• _DATASET CONTENT_
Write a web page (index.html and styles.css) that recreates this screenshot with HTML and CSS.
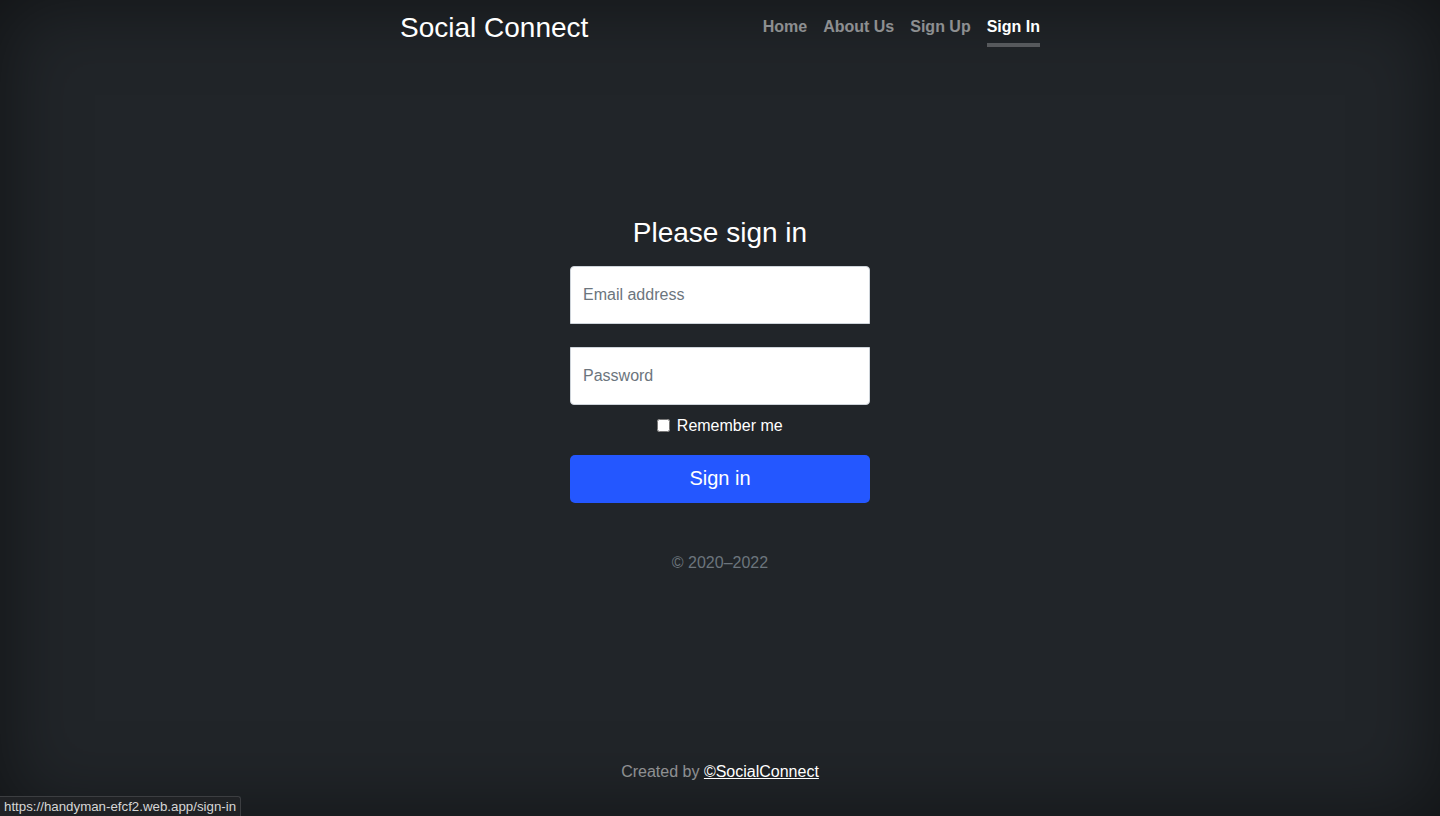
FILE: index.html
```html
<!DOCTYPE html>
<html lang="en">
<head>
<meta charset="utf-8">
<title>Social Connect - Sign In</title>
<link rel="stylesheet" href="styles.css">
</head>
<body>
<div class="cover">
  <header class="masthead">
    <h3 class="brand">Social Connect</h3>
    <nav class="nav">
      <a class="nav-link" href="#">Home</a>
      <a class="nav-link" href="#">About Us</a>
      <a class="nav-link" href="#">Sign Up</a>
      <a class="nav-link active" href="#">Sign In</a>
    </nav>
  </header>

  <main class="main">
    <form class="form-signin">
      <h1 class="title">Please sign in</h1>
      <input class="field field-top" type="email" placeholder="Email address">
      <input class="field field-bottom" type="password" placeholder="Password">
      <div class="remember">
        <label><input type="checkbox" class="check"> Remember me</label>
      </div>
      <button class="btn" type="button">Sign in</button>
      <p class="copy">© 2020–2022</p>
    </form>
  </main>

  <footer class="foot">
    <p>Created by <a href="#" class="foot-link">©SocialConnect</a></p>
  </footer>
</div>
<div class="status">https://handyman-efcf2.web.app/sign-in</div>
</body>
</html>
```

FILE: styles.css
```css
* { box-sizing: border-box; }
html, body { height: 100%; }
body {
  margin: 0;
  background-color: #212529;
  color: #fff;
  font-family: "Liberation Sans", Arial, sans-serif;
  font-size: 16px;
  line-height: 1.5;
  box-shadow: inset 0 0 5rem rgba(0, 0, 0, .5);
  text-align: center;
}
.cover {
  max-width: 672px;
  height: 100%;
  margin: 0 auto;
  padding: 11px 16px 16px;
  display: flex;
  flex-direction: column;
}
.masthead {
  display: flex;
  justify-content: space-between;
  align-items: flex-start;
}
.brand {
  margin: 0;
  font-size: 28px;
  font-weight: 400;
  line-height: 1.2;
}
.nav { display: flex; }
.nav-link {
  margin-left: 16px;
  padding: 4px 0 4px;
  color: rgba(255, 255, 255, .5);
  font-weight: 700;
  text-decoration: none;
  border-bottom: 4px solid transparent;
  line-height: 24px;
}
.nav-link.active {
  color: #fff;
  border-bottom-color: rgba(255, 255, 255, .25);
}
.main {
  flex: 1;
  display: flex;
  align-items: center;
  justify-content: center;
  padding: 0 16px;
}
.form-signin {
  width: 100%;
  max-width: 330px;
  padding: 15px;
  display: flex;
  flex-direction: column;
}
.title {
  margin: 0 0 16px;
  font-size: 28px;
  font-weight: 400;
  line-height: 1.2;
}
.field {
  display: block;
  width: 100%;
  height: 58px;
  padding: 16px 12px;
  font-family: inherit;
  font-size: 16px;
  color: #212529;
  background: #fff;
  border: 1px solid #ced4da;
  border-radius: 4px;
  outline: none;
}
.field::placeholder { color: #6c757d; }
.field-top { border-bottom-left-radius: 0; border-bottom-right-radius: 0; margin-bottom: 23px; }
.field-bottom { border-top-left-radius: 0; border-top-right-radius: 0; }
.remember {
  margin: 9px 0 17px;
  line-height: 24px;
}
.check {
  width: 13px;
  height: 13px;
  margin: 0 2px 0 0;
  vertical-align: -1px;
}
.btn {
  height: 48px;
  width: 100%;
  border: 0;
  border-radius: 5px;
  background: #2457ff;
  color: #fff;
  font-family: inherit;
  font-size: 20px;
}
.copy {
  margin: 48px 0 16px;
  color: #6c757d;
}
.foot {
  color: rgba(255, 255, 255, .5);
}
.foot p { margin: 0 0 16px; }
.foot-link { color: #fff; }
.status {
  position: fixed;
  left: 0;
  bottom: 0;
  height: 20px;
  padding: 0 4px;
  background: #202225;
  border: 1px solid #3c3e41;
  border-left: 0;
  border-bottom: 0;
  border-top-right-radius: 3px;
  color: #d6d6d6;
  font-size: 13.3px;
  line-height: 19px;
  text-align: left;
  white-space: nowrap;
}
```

• _TASK DETAILS_
Copy out all lines where the word "index" appears.

• _OUTPUT FOR THIS TASK_
Write a web page (index.html and styles.css) that recreates this screenshot with HTML and CSS.
FILE: index.html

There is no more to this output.